Health sector stakeholders have called for early Tuberculosis screening for HIV-positive persons to ensure timely response.
The move is being spearheaded by Rwanda Network for People Living with HIV/AIDS (RRP+), in partnership with Rwanda Biomedical Centre (RBC) in the City of Kigali as a pilot phase.
The screening will be conducted in different health centres in city, where the RRP+ peer educators will be facilitating HIV-positive people with access to the service.
The screening is planned for implemention in 18 districts countrywide, targeting six health centres in each of the districts.
Each health center will be having a Peer Educator who will be mobilising HIV-positive people to go for the screening.
Speaking at a workshop in Kigali on Wednesday, Sylvie Muneza, RRP+ president, said most HIV-positive people only go for TB screening after seeing some symptoms.
“But now there is need for all HIV-positive people to go for early TB testing, even when symptoms are yet to appear, for better treatment to avoid the severity of TB-HIV combined attack,” she said.
The early TB screening is starting in Kigali, which covers about one-third (30 per cent) of people infected with TB in the country, according to statistics.
RRP+ has 284 peer educators countrywide, who play the role of reaching communities that have people living with HIV/AIDS and mobilise them to attend different health-related programmes at their nearest health centers.
Dr Patrick Migambi, the division manager of TB and Other Respiratory Communicable Diseases at RBC, said, through mobilisation, RRP+ peer educators’ partnership will help raise the success in fighting TB.
He advised that the screening should target the general public, including inmates, children under 15 and adults over 55 years of age, because their risk of infection is higher.
Why Kigali first?
According to 2015/16 figures from Rwanda Biomedical Centre, Kigali has 1,935 of 5,763 patients infected with TB countrywide.
HIV prevalence in Rwanda is reported to be at 3 per cent, with 6.3 per cent in Kigali.
Dr Betru Woldesemayat, the UNAIDS country director said, “the initiative to focus on Kigali City will contribute to advancing of the Fast Track agenda in the cities where HIV prevalence is much higher.”
Tuberculosis remains among the commonest causes of illness and death among people living with HIV of all ages, causing about one third of AIDS related deaths in 2015, according to UNAIDS.

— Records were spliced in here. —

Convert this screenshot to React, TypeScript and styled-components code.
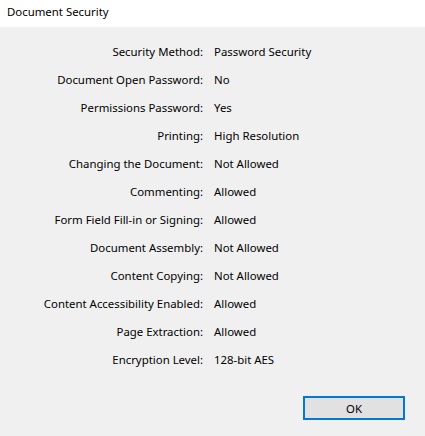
import * as React from 'react';
import styled, { createGlobalStyle } from 'styled-components';

const rows: [string, string][] = [
  ['Security Method:', 'Password Security'],
  ['Document Open Password:', 'No'],
  ['Permissions Password:', 'Yes'],
  ['Printing:', 'High Resolution'],
  ['Changing the Document:', 'Not Allowed'],
  ['Commenting:', 'Allowed'],
  ['Form Field Fill-in or Signing:', 'Allowed'],
  ['Document Assembly:', 'Not Allowed'],
  ['Content Copying:', 'Not Allowed'],
  ['Content Accessibility Enabled:', 'Allowed'],
  ['Page Extraction:', 'Allowed'],
  ['Encryption Level:', '128-bit AES'],
];

const App = () => {
  return (
    <>
      <GlobalStyle />
      <Dialog>
        <TitleBar>Document Security</TitleBar>
        <Body>
          <InfoGrid>
            {rows.map(([label, value]) => (
              <React.Fragment key={label}>
                <Label>{label}</Label>
                <Value>{value}</Value>
              </React.Fragment>
            ))}
          </InfoGrid>
          <Footer>
            <OkButton>OK</OkButton>
          </Footer>
        </Body>
      </Dialog>
    </>
  );
};

export default App;

const GlobalStyle = createGlobalStyle`
  html, body {
    margin: 0;
    padding: 0;
    background: #f0f0f0;
  }
  body {
    font-family: 'Noto Sans', 'Open Sans', sans-serif;
    font-size: 11.4px;
    color: #000;
  }
`;

const Dialog = styled.div`
  width: 425px;
  height: 436px;
  display: flex;
  flex-direction: column;
  background: #f0f0f0;
`;

const TitleBar = styled.div`
  height: 27px;
  background: #fff;
  padding-left: 7px;
  display: flex;
  align-items: center;
  padding-bottom: 4px;
  box-sizing: border-box;
`;

const Body = styled.div`
  flex: 1;
  display: flex;
  flex-direction: column;
  padding: 10px 20px 0 0;
`;

const InfoGrid = styled.div`
  display: grid;
  grid-template-columns: 203px 1fr;
  grid-auto-rows: 28px;
  column-gap: 11px;
  align-items: center;
`;

const Label = styled.div`
  justify-self: end;
  white-space: nowrap;
`;

const Value = styled.div`
  white-space: nowrap;
`;

const Footer = styled.div`
  display: flex;
  justify-content: flex-end;
  margin-top: 23px;
`;

const OkButton = styled.button`
  width: 102px;
  height: 24px;
  box-sizing: border-box;
  border: 2px solid #0078d7;
  background: #e1e1e1;
  font-family: inherit;
  font-size: 11.4px;
  color: #000;
  padding: 0;
`;
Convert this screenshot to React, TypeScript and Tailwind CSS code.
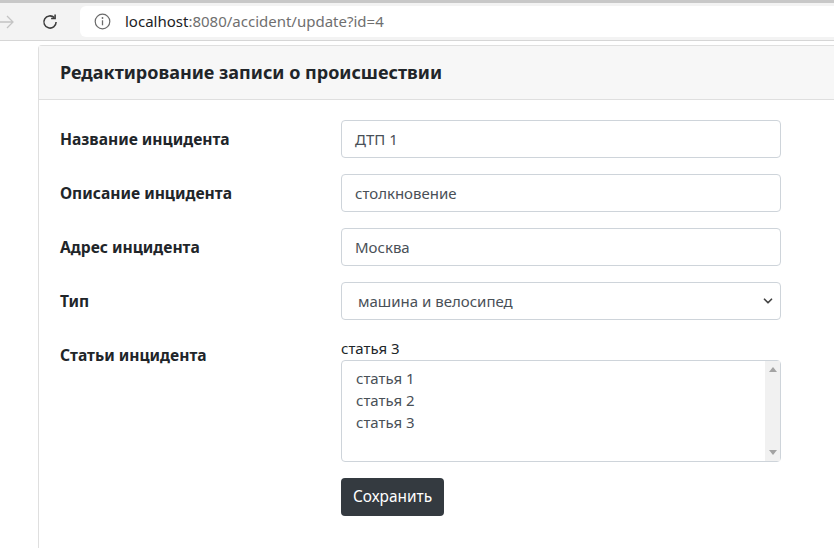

Dr Woldesemayat said improved contribution of civil society organisations to finding a combined solution to TB and HIV will have positive impact on the population.
Patricie Mukangarambe, the director of public health and environment in the City of Kigali, said the programme will help people get to know their status on TB and adopt preventive measures.
She warned people to avoid spitting wherever they are, especially in public places, because it is one of the ways through which TB is spread.
“Spitting in public places should be avoided not only to prevent people from acquiring the airborne disease but also keep the city clean,” she said.
The City of Kigali requires any service providers or employees in hotels, restaurants among others to present their TB- medical certificates to prove that they are free of TB.